Answer: I am not sure if you're accustomed to using a z-score and table of probabilities or technology, so I will answer using both!

a) Since you're choosing one person from the population, you will use the mean and standard deviation from the population. z= (210.9-197.5)/8.6 = 1.56 Using a table of normal probabilities,

P(x>210.9)= 1-P(z<1.56)= 1- 0.9406=0.0594

Using technology: normalcdf(210.9, 1E99, 197.5, 8.6)=0.0596

b) Since you're calculating the population for a sample to occur, you need to get a mean of the sampling distribution and standard deviation of the sampling distribution.

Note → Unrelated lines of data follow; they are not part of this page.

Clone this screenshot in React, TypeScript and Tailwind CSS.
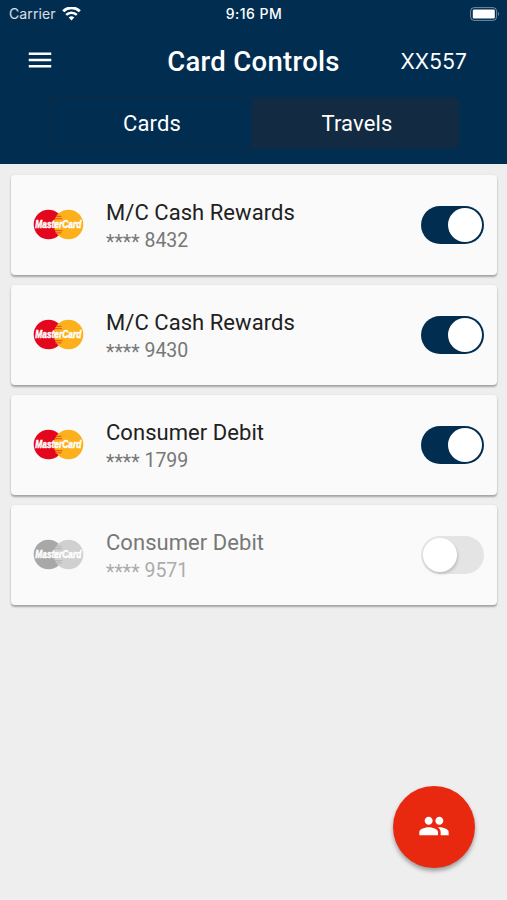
import React, { useState } from 'react';
import { MdMenu, MdPeople } from 'react-icons/md';

interface Card {
  name: string;
  digits: string;
  active: boolean;
}

const initialCards: Card[] = [
  { name: 'M/C Cash Rewards', digits: '8432', active: true },
  { name: 'M/C Cash Rewards', digits: '9430', active: true },
  { name: 'Consumer Debit', digits: '1799', active: true },
  { name: 'Consumer Debit', digits: '9571', active: false },
];

const StatusBar: React.FC = () => (
  <div className="grid grid-cols-3 items-center h-[27px] pl-[9px] pr-[7px] text-[14px]">
    <div className="flex items-center gap-[6px]">
      <span className="font-['Inter',sans-serif] text-[14px] tracking-[0.1px] text-white/85">Carrier</span>
      <svg width="19" height="14" viewBox="0 0 19 14" fill="none" stroke="white" strokeWidth="2.9">
        <path d="M1.2 4.2a12 12 0 0 1 16.6 0" />
        <path d="M4.2 7.8a7.6 7.6 0 0 1 10.6 0" strokeWidth="2.5" />
        <path d="M9.5 13.4 6.7 10.5a4 4 0 0 1 5.6 0z" fill="white" stroke="none" />
      </svg>
    </div>
    <span className="pr-px text-center font-['Inter',sans-serif] text-[14px] font-medium tracking-[0.5px]">
      9:16 PM
    </span>
    <svg className="justify-self-end" width="30" height="14" viewBox="0 0 30 14">
      <rect x="0.6" y="0.6" width="26" height="12.8" rx="3.6" fill="none" stroke="#fff" strokeOpacity="0.45" />
      <rect x="2.8" y="2.4" width="22" height="9.2" rx="1.4" fill="#fff" />
      <path d="M28 4.8q2 2.2 0 4.4z" fill="#fff" fillOpacity="0.45" />
    </svg>
  </div>
);

const MasterCardLogo: React.FC<{ active: boolean }> = ({ active }) => {
  const left = active ? '#e3061c' : '#a8a8a8';
  const right = active ? '#fbb01c' : '#d0d0d0';
  return (
    <svg width="52" height="32" viewBox="0 0 52 32" className="shrink-0 overflow-visible">
      <circle cx="15.5" cy="15.5" r="14.8" fill={left} />
      <circle cx="35.5" cy="15.5" r="14.8" fill={right} />
      {/* interlocking stripes between the two circles */}
      <path
        d="M23 7.4h5.5M22 9.6h7M22 21.6h7.4M22.5 23.8h6"
        stroke={active ? '#ee5c18' : '#b8b8b8'}
        strokeWidth="1.2"
      />
      <text
        x="25.3"
        y="19"
        textAnchor="middle"
        textLength="46"
        lengthAdjust="spacingAndGlyphs"
        className="font-['Liberation_Sans',sans-serif] font-bold italic"
        fontSize="10.4"
        stroke="white"
        strokeWidth="0.5"
        fill="white"
      >
        MasterCard
      </text>
    </svg>
  );
};

const Toggle: React.FC<{ active: boolean; label: string; onToggle: () => void }> = ({ active, label, onToggle }) => (
  <button
    type="button"
    role="switch"
    aria-checked={active}
    aria-label={label}
    onClick={onToggle}
    className={`flex items-center w-[63px] h-[38px] shrink-0 rounded-full p-[2px] ${
      active ? 'justify-end bg-[#012d50]' : 'justify-start bg-[#e4e4e4]'
    }`}
  >
    <span className={`size-[34px] rounded-full bg-white ${active ? '' : 'shadow-[1px_2px_3px_rgba(0,0,0,0.16)]'}`} />
  </button>
);

export default function App() {
  const [cards, setCards] = useState(initialCards);
  const [tab, setTab] = useState('Cards');

  const toggleCard = (index: number) =>
    setCards(cards.map((card, i) => (i === index ? { ...card, active: !card.active } : card)));

  return (
    <div className="relative h-[900px] w-full overflow-hidden bg-[#eeeeee] font-['Roboto',sans-serif]">
      <header className="h-[164px] bg-[#012d50] text-white">
        <StatusBar />
        <div className="grid grid-cols-[152px_1fr_152px] items-center h-[68px]">
          <button type="button" aria-label="Menu" className="ml-[25px] mb-[3px] w-[30px]">
            <MdMenu size={30} />
          </button>
          <h1 className="pt-[2px] text-center text-[27.5px] leading-[32px] font-medium tracking-[0.3px] whitespace-nowrap">
            Card Controls
          </h1>
          <span className="pt-[2px] pr-[40px] text-right font-['Inter',sans-serif] text-[21px] tracking-[0.1px]">
            XX557
          </span>
        </div>
        <div className="flex h-[52px] ml-[50px] mr-[47px] mt-[2px] rounded-[4px] border-2 border-[#0c2b47] overflow-hidden">
          {['Cards', 'Travels'].map((name) => (
            <button
              key={name}
              type="button"
              onClick={() => setTab(name)}
              className={`text-[22px] tracking-[0.15px] ${name === 'Cards' ? 'w-[200px]' : 'flex-1 pl-[4px]'} ${
                tab === name ? 'bg-[#012d50]' : 'bg-[#122b42]'
              }`}
            >
              {name}
            </button>
          ))}
        </div>
      </header>

      <main className="flex flex-col gap-[10px] px-[10.5px] pt-[10.5px]">
        {cards.map((card, index) => (
          <section
            key={card.digits}
            className="flex items-center h-[100px] rounded-[4px] bg-[#fafafa] pl-[22px] pr-[13px] shadow-[0_2px_2px_rgba(0,0,0,0.3),0_0_2px_rgba(0,0,0,0.08)]"
          >
            <MasterCardLogo active={card.active} />
            <div className={`flex-1 pl-[21.5px] pt-[4px] ${card.active ? '' : 'opacity-60'}`}>
              <h2 className="text-[22px] leading-[28px] tracking-[0.05px] text-[#212121]">{card.name}</h2>
              <p className="text-[19.5px] leading-[28px] text-[#777777]">
                <span className="relative top-[2px]">****</span> {card.digits}
              </p>
            </div>
            <Toggle active={card.active} label={`${card.name} ${card.digits}`} onToggle={() => toggleCard(index)} />
          </section>
        ))}
      </main>

      <button
        type="button"
        aria-label="Shared users"
        className="absolute right-[32px] bottom-[32px] flex items-center justify-center size-[82px] rounded-full bg-[#e9290f] pb-[2px] text-white shadow-[0_3px_4px_rgba(0,0,0,0.35)]"
      >
        <MdPeople size={32} />
      </button>
    </div>
  );
}
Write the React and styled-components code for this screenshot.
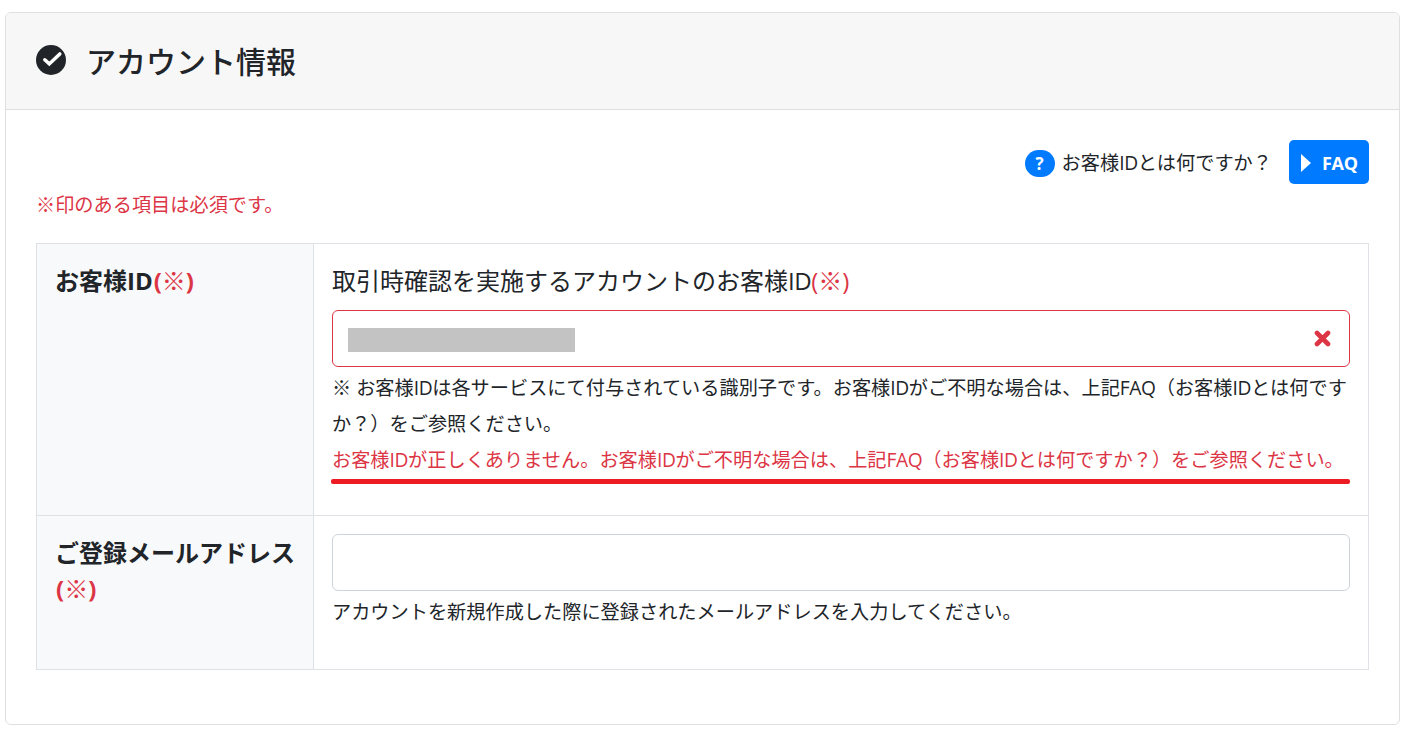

Meanpop=Meansampling dist.=197.5

St. Devsampling dist.= Stdpopulation/√n = 8.6/√15 = 2.22

Using technology, P(X>196.20)= normalcdf( 196.20, 1E99, 197.5, 2.22) = 0.7209

c) You only have to worry about the sample size in a sampling distribution if you either do not know the shape of the distribution of the population or if the distribution of the population is not normally distributed. Since this population is normally distributed (as stated in the given information), then your sample size does not have to be greater than 30.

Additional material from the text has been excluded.